▶ _Directions_
Reproduce the listing word for word. Skip any image.

▶ _Source excerpt_
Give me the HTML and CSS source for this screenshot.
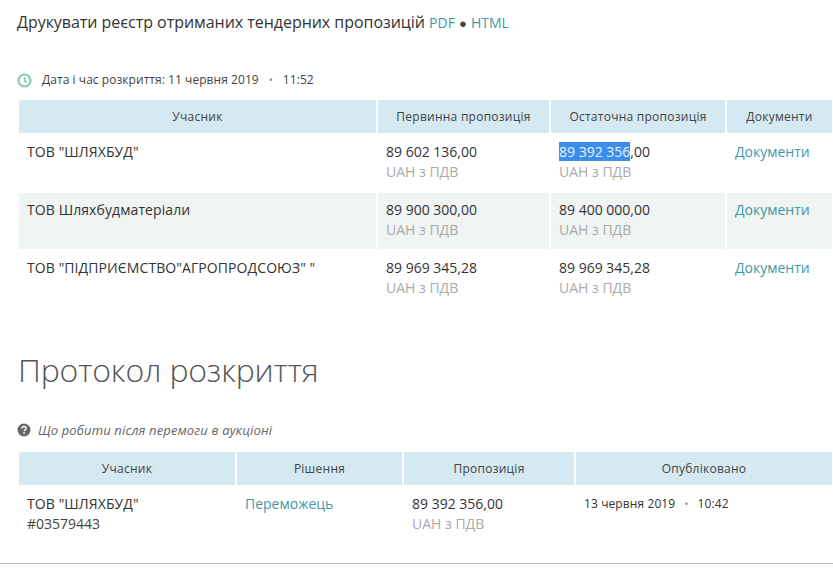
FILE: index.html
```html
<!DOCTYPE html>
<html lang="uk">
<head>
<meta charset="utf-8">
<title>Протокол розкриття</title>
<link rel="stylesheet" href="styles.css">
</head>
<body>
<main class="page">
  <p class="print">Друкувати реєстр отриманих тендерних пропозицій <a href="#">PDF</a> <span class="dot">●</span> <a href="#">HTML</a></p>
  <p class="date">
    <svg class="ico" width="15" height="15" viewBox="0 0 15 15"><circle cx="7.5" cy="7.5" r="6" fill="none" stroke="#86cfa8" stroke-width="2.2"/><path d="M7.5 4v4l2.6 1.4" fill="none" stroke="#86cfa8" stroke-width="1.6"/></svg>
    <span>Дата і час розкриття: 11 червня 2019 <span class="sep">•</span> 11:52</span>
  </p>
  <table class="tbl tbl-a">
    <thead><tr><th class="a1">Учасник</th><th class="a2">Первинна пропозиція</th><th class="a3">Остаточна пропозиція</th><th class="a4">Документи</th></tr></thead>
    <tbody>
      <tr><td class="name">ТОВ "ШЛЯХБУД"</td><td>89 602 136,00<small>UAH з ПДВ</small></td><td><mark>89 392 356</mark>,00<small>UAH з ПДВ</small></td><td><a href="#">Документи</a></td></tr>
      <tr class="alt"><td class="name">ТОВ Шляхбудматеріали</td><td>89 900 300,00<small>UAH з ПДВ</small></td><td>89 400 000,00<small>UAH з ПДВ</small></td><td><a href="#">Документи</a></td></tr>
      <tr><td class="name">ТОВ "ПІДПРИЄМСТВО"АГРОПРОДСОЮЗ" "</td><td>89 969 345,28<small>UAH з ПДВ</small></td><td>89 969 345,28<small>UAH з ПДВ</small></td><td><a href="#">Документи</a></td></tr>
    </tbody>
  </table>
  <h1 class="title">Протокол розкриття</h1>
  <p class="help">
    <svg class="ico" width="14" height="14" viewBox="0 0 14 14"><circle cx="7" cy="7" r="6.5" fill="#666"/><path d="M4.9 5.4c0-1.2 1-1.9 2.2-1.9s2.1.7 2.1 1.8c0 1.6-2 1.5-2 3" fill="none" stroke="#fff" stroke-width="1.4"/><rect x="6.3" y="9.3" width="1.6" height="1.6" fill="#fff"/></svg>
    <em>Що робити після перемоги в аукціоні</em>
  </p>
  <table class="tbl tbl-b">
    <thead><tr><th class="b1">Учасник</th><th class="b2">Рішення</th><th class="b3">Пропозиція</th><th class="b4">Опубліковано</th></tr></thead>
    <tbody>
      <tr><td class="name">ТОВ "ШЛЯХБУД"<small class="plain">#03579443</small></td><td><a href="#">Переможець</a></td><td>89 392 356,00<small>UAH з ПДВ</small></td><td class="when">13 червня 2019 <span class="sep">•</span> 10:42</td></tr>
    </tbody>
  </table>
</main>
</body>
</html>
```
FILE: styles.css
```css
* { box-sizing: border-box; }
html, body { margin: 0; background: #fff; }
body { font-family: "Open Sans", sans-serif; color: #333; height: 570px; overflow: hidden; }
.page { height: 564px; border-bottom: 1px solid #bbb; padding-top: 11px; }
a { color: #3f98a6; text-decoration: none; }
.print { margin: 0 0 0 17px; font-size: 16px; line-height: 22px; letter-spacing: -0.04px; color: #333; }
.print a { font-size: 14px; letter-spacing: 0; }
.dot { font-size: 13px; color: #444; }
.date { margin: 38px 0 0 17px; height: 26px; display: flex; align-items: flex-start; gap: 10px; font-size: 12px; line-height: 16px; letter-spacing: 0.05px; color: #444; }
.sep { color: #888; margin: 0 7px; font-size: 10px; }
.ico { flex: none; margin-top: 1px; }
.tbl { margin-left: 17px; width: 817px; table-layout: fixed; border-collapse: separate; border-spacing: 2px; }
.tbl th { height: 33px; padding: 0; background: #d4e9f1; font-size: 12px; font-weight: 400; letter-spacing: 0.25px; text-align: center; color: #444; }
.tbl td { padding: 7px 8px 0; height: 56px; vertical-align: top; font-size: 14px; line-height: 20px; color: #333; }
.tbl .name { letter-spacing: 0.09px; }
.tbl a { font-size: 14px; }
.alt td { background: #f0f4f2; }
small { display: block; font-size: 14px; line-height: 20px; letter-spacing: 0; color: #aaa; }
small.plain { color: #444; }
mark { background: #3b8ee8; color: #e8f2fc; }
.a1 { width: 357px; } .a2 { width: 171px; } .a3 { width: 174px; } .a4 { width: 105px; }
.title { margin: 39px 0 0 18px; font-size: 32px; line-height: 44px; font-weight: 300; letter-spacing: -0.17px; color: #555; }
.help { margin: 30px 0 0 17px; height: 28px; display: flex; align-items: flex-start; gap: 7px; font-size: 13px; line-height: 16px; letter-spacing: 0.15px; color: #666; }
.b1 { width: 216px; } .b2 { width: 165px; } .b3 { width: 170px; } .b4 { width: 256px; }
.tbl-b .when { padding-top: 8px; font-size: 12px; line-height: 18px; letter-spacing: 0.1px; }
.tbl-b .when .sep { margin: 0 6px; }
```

▶ _The answer_
Give me the HTML and CSS source for this screenshot.
FILE: index.html
```html
<!DOCTYPE html>
<html lang="uk">
<head>
<meta charset="utf-8">
<title>Протокол розкриття</title>
<link rel="stylesheet" href="styles.css">
</head>
<body>
<main class="page">
  <p class="print">Друкувати реєстр отриманих тендерних пропозицій <a href="#">PDF</a> <span class="dot">●</span> <a href="#">HTML</a></p>
  <p class="date">
    <svg class="ico" width="15" height="15" viewBox="0 0 15 15"><circle cx="7.5" cy="7.5" r="6" fill="none" stroke="#86cfa8" stroke-width="2.2"/><path d="M7.5 4v4l2.6 1.4" fill="none" stroke="#86cfa8" stroke-width="1.6"/></svg>
    <span>Дата і час розкриття: 11 червня 2019 <span class="sep">•</span> 11:52</span>
  </p>
  <table class="tbl tbl-a">
    <thead><tr><th class="a1">Учасник</th><th class="a2">Первинна пропозиція</th><th class="a3">Остаточна пропозиція</th><th class="a4">Документи</th></tr></thead>
    <tbody>
      <tr><td class="name">ТОВ "ШЛЯХБУД"</td><td>89 602 136,00<small>UAH з ПДВ</small></td><td><mark>89 392 356</mark>,00<small>UAH з ПДВ</small></td><td><a href="#">Документи</a></td></tr>
      <tr class="alt"><td class="name">ТОВ Шляхбудматеріали</td><td>89 900 300,00<small>UAH з ПДВ</small></td><td>89 400 000,00<small>UAH з ПДВ</small></td><td><a href="#">Документи</a></td></tr>
      <tr><td class="name">ТОВ "ПІДПРИЄМСТВО"АГРОПРОДСОЮЗ" "</td><td>89 969 345,28<small>UAH з ПДВ</small></td><td>89 969 345,28<small>UAH з ПДВ</small></td><td><a href="#">Документи</a></td></tr>
    </tbody>
  </table>
  <h1 class="title">Протокол розкриття</h1>
  <p class="help">
    <svg class="ico" width="14" height="14" viewBox="0 0 14 14"><circle cx="7" cy="7" r="6.5" fill="#666"/><path d="M4.9 5.4c0-1.2 1-1.9 2.2-1.9s2.1.7 2.1 1.8c0 1.6-2 1.5-2 3" fill="none" stroke="#fff" stroke-width="1.4"/><rect x="6.3" y="9.3" width="1.6" height="1.6" fill="#fff"/></svg>
    <em>Що робити після перемоги в аукціоні</em>
  </p>
  <table class="tbl tbl-b">
    <thead><tr><th class="b1">Учасник</th><th class="b2">Рішення</th><th class="b3">Пропозиція</th><th class="b4">Опубліковано</th></tr></thead>
    <tbody>
      <tr><td class="name">ТОВ "ШЛЯХБУД"<small class="plain">#03579443</small></td><td><a href="#">Переможець</a></td><td>89 392 356,00<small>UAH з ПДВ</small></td><td class="when">13 червня 2019 <span class="sep">•</span> 10:42</td></tr>
    </tbody>
  </table>
</main>
</body>
</html>
```
FILE: styles.css
```css
* { box-sizing: border-box; }
html, body { margin: 0; background: #fff; }
body { font-family: "Open Sans", sans-serif; color: #333; height: 570px; overflow: hidden; }
.page { height: 564px; border-bottom: 1px solid #bbb; padding-top: 11px; }
a { color: #3f98a6; text-decoration: none; }
.print { margin: 0 0 0 17px; font-size: 16px; line-height: 22px; letter-spacing: -0.04px; color: #333; }
.print a { font-size: 14px; letter-spacing: 0; }
.dot { font-size: 13px; color: #444; }
.date { margin: 38px 0 0 17px; height: 26px; display: flex; align-items: flex-start; gap: 10px; font-size: 12px; line-height: 16px; letter-spacing: 0.05px; color: #444; }
.sep { color: #888; margin: 0 7px; font-size: 10px; }
.ico { flex: none; margin-top: 1px; }
.tbl { margin-left: 17px; width: 817px; table-layout: fixed; border-collapse: separate; border-spacing: 2px; }
.tbl th { height: 33px; padding: 0; background: #d4e9f1; font-size: 12px; font-weight: 400; letter-spacing: 0.25px; text-align: center; color: #444; }
.tbl td { padding: 7px 8px 0; height: 56px; vertical-align: top; font-size: 14px; line-height: 20px; color: #333; }
.tbl .name { letter-spacing: 0.09px; }
.tbl a { font-size: 14px; }
.alt td { background: #f0f4f2; }
small { display: block; font-size: 14px; line-height: 20px; letter-spacing: 0; color: #aaa; }
small.plain { color: #444; }
mark { background: #3b8ee8; color: #e8f2fc; }
.a1 { width: 357px; } .a2 { width: 171px; } .a3 { width: 174px; } .a4 { width: 105px; }
.title { margin: 39px 0 0 18px; font-size: 32px; line-height: 44px; font-weight: 300; letter-spacing: -0.17px; color: #555; }
.help { margin: 30px 0 0 17px; height: 28px; display: flex; align-items: flex-start; gap: 7px; font-size: 13px; line-height: 16px; letter-spacing: 0.15px; color: #666; }
.b1 { width: 216px; } .b2 { width: 165px; } .b3 { width: 170px; } .b4 { width: 256px; }
.tbl-b .when { padding-top: 8px; font-size: 12px; line-height: 18px; letter-spacing: 0.1px; }
.tbl-b .when .sep { margin: 0 6px; }
```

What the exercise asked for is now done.